Saturday, August 29, 2015

Grace

“The undeserved, unmerited, and loving action of God in human existence through the ever-present Holy Spirit.” 
From The United Methodist Book of Discipline, “Distinctive Wesleyan Emphases”

This morning, six of us sat around a table, preparing for their membership into First Church. One of our topics, grace, seems like a timely focus for my writing. I’d wanted to bring it up earlier; it’s so central to my theology – and Methodism – it’s a wonder I made it this long.

Grace is God’s active presence in our lives. It’s the love and mercy God offers each of us just because God chooses to do it. Though many would be more comfortable working for God’s grace, it doesn’t work this way. We can’t do anything to earn it; it’s God’s gift, freely given. We can choose only to accept it… or not.

Although grace is a key piece of Christian faith and living, John Wesley, founder of Methodism, offered a new three-part way to understand grace:
  • Prevenient grace is the grace that “goes before,” preceding human action. It’s God reaching out to us before we even know it. God’s prevenient grace stays with us the whole time, even before we accept a relationship with God.
  • Justifying grace brings a change in our relation with God as we come to accept the restored relationship God offers. “In Christ God was reconciling the world to Godself” 2 Corinthians 5:19. That is, through Christ, our relationship with God is restored. Then, 
  • Sanctifying grace is God working within us, aligning us with God’s intention. This grace stays with us through our lives, so that we gradually become so full of God, so attuned to God’s ways that our intentions are pure in our love of God and all of God’s children (everybody).
Prevenient grace is God seeking our attention. Justifying grace starts our relationship with God. Sanctifying grace is the process of living out that relationship.

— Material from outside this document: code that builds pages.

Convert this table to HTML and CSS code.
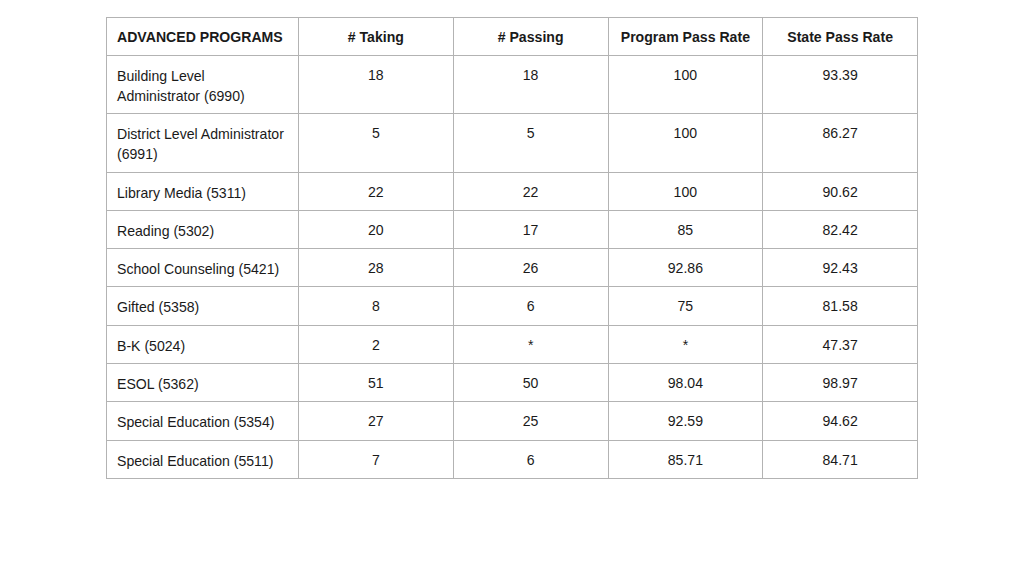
FILE: index.html
```html
<!DOCTYPE html>
<html>
<head>
<meta charset="utf-8">
<link rel="stylesheet" href="styles.css">
</head>
<body>
<table class="results">
  <colgroup>
    <col class="c-name"><col class="c-num"><col class="c-num"><col class="c-num"><col class="c-num">
  </colgroup>
  <thead>
    <tr><th class="name">ADVANCED PROGRAMS</th><th># Taking</th><th># Passing</th><th>Program Pass Rate</th><th>State Pass Rate</th></tr>
  </thead>
  <tbody>
    <tr><td class="name">Building Level<br>Administrator (6990)</td><td>18</td><td>18</td><td>100</td><td>93.39</td></tr>
    <tr><td class="name">District Level Administrator<br>(6991)</td><td>5</td><td>5</td><td>100</td><td>86.27</td></tr>
    <tr><td class="name">Library Media (5311)</td><td>22</td><td>22</td><td>100</td><td>90.62</td></tr>
    <tr><td class="name">Reading (5302)</td><td>20</td><td>17</td><td>85</td><td>82.42</td></tr>
    <tr><td class="name">School Counseling (5421)</td><td>28</td><td>26</td><td>92.86</td><td>92.43</td></tr>
    <tr><td class="name">Gifted (5358)</td><td>8</td><td>6</td><td>75</td><td>81.58</td></tr>
    <tr><td class="name">B-K (5024)</td><td>2</td><td>*</td><td>*</td><td>47.37</td></tr>
    <tr><td class="name">ESOL (5362)</td><td>51</td><td>50</td><td>98.04</td><td>98.97</td></tr>
    <tr><td class="name">Special Education (5354)</td><td>27</td><td>25</td><td>92.59</td><td>94.62</td></tr>
    <tr><td class="name">Special Education (5511)</td><td>7</td><td>6</td><td>85.71</td><td>84.71</td></tr>
  </tbody>
</table>
</body>
</html>
```
FILE: styles.css
```css
html, body {
  margin: 0;
  padding: 0;
  background: #fff;
}
body {
  padding-top: 17px;
  font-family: "Liberation Sans", Arial, sans-serif;
  font-size: 14.1px;
  color: #1a1a1a;
}
.results {
  border-collapse: collapse;
  width: 811px;
  margin: 0 0 0 106px;
  table-layout: fixed;
}
.c-name { width: 192px; }
.c-num { width: 154.75px; }
.results th,
.results td {
  border: 1px solid #b3b3b3;
  line-height: 20px;
  padding: 9px 10px 8.3px 10px;
  vertical-align: top;
  text-align: center;
}
.results th {
  font-weight: bold;
  padding-top: 9px;
  padding-bottom: 8px;
}
.results td.name,
.results th.name {
  text-align: left;
}
.results td.name {
  padding-top: 10px;
  padding-bottom: 7.3px;
}
```
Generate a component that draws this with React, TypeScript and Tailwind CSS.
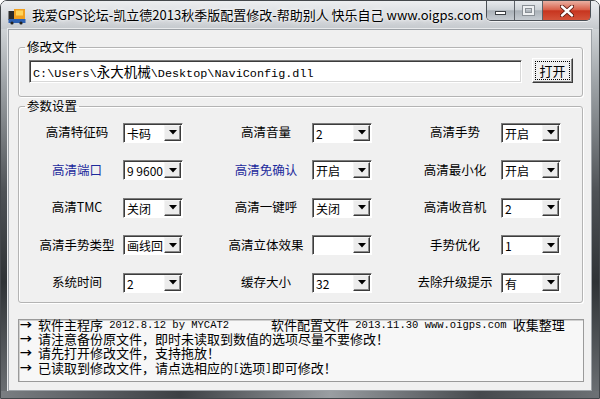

I’ve been listening to Les Miserables as I write this. Seems fitting. Can you spot the parallels?
  • Before Valjean changes his ways, the bishop tells him, “God has brought you out of darkness. I have bought your soul for God.” 
  • Years go by. Valjean can choose to let another go to prison in his stead. God “gave me hope when hope was gone. He gave me strength to journey on.”
  • Still later, well on his way toward sanctification, he prays, “In my need, you have always been there… You can take; you can give… If I die, let me die. Let him live.”